The car you see here might look like an early concept for the Jaguar XJ220 or perhaps something to do with the first-generation Honda NSX, but don’t be fooled. It is - believe it or not - an MG.
That being said, there is a link to the XJ220: the ‘MG EX-E’ also borrowed a V6 engine from the Metro 6R4. In fact, much of the sports car’s guts were derived from the Group B rally machine, with that naturally-aspirated 3.0-litre V6 powering all four wheels.
The power was brought down from 400bhp to a more modest 250bhp, but the MG EX-E - with its injection moulded polypropylene body panels - wasn’t exactly heavy. 0-62mph was said to be possible in under five seconds, with the top speed estimated at around 170mph.
The man behind the car - British Leyland’s design boss Roy Axe - owned a Ferrari 308GT4 at the time of the EX-E’s inception. He saw no reason why a Britain company couldn’t build something similar, giving birth to a fascinating project that just wasn’t to be.
Reading a list of the technology intended for the EX-E, it’s clear the car would have been very much ahead of its time. It was to have electronically-controlled adaptive dampers which operated by varying hydraulic pressure, a front and rear suspension lift function, and even active aero.
Also on the menu was remote central locking, and buyers would even be given a personalised data card for each driver that remembered things like seat and mirror positions. And this was in the mid-1980s.

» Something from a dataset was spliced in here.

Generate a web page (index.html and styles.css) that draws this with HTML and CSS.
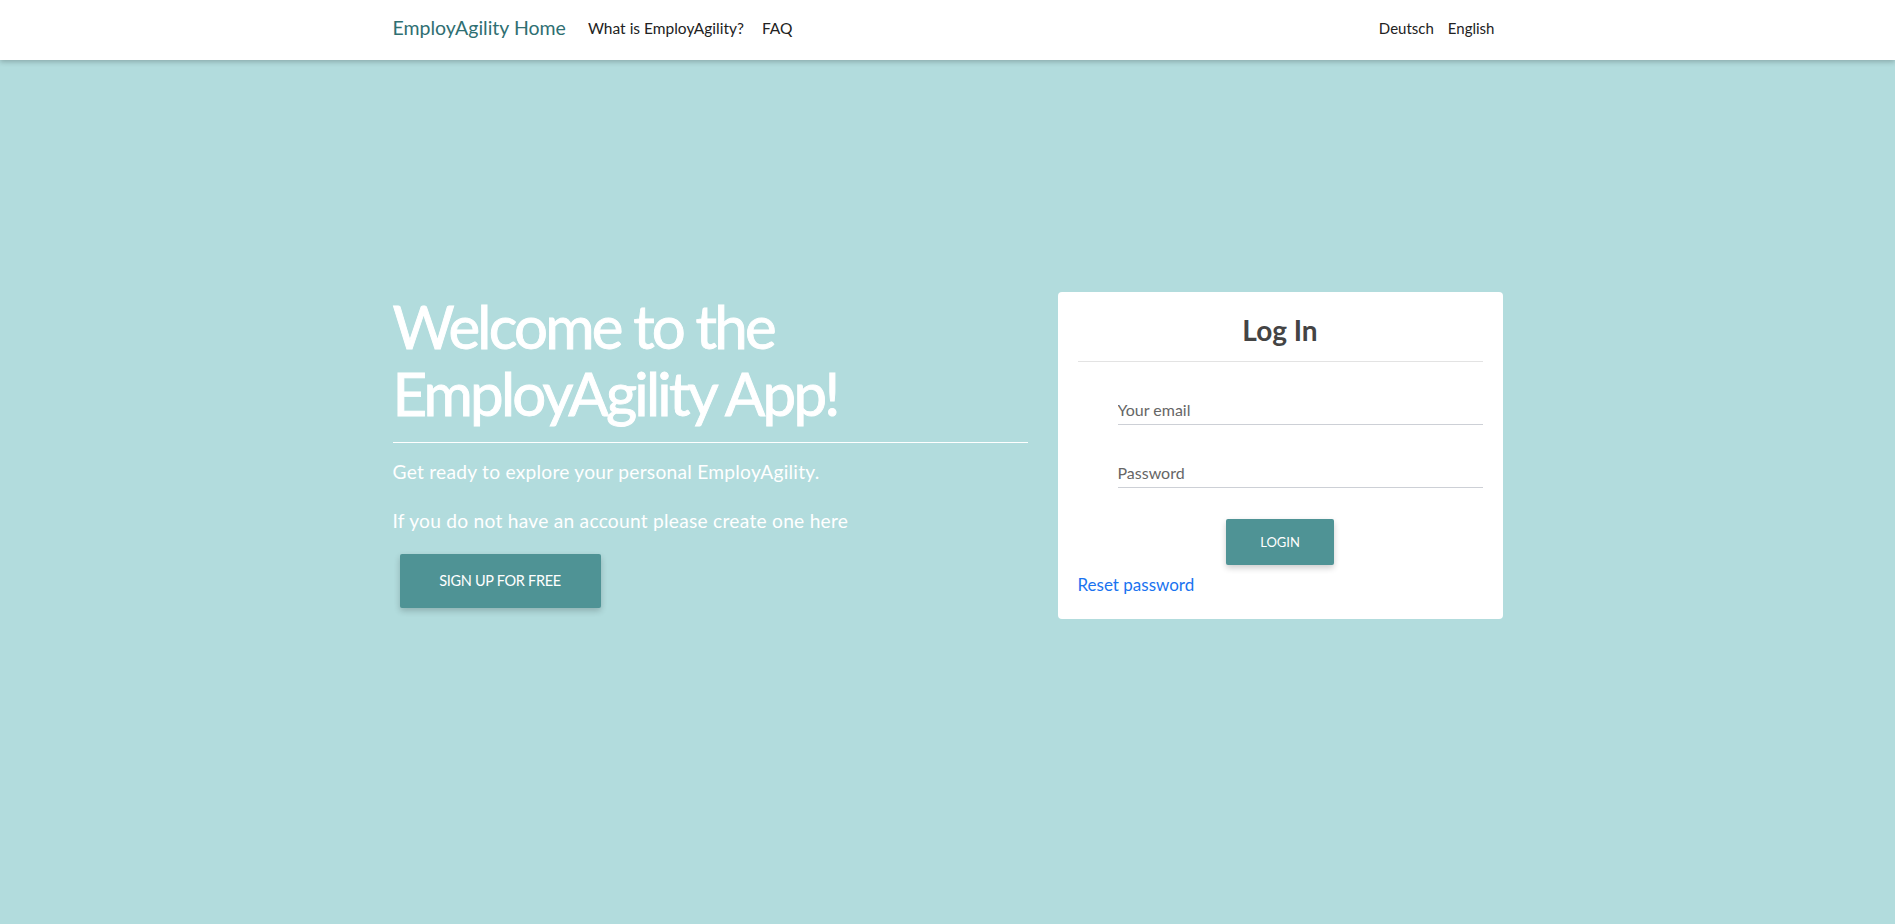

All of this technology and performance potential was wrapped up in a stunning, oh-so 1980s body penned by Axe and a group of designers that included a fresh-faced Gerry McGovern, now Land Rover’s Design Director. The most distinctive feature? We’d argue it’s the forward-leaning glass bubble canopy.
Axe once listed the General Dynamics F-16 as inspiration for that design feature, which may well sound familiar. Honda NSX designers Ken Okuyama and Shigeru Uehara had the same idea, which is probably why the two cars do share some vague visual identity.
The EX-E looked fantastic, was going to be stuffed full of technology and was fast enough to give a Ferrari of the day a fair amount of bother, so why in the hell didn’t it happen? Money is the answer.
Austin Rover boss Harold Musgrove was happy to commission a concept at least - a full-size fibreglass model which was revealed at the 1985 Frankfurt Motor Show. It quickly won fans, but that wasn’t enough - the 1980s was a turbulent period for Austin Rover (not that proceedings settled down much the following decade), which at the time of the EX-E’s birth was a UK government-owned company.
There were concerns about how it might look to taxpayers if the Austin Rover was chucking a load of money at an emotional project like a mid-engined sports car, so the EX-E never progressed further than that Frankfurt show car. Company bosses wouldn’t even apportion enough budget to make a running prototype.
And so, the EX-E remains a curious, forgotten concept parked up at the British Motor Museum in Gaydon, leaving us wondering what might have been.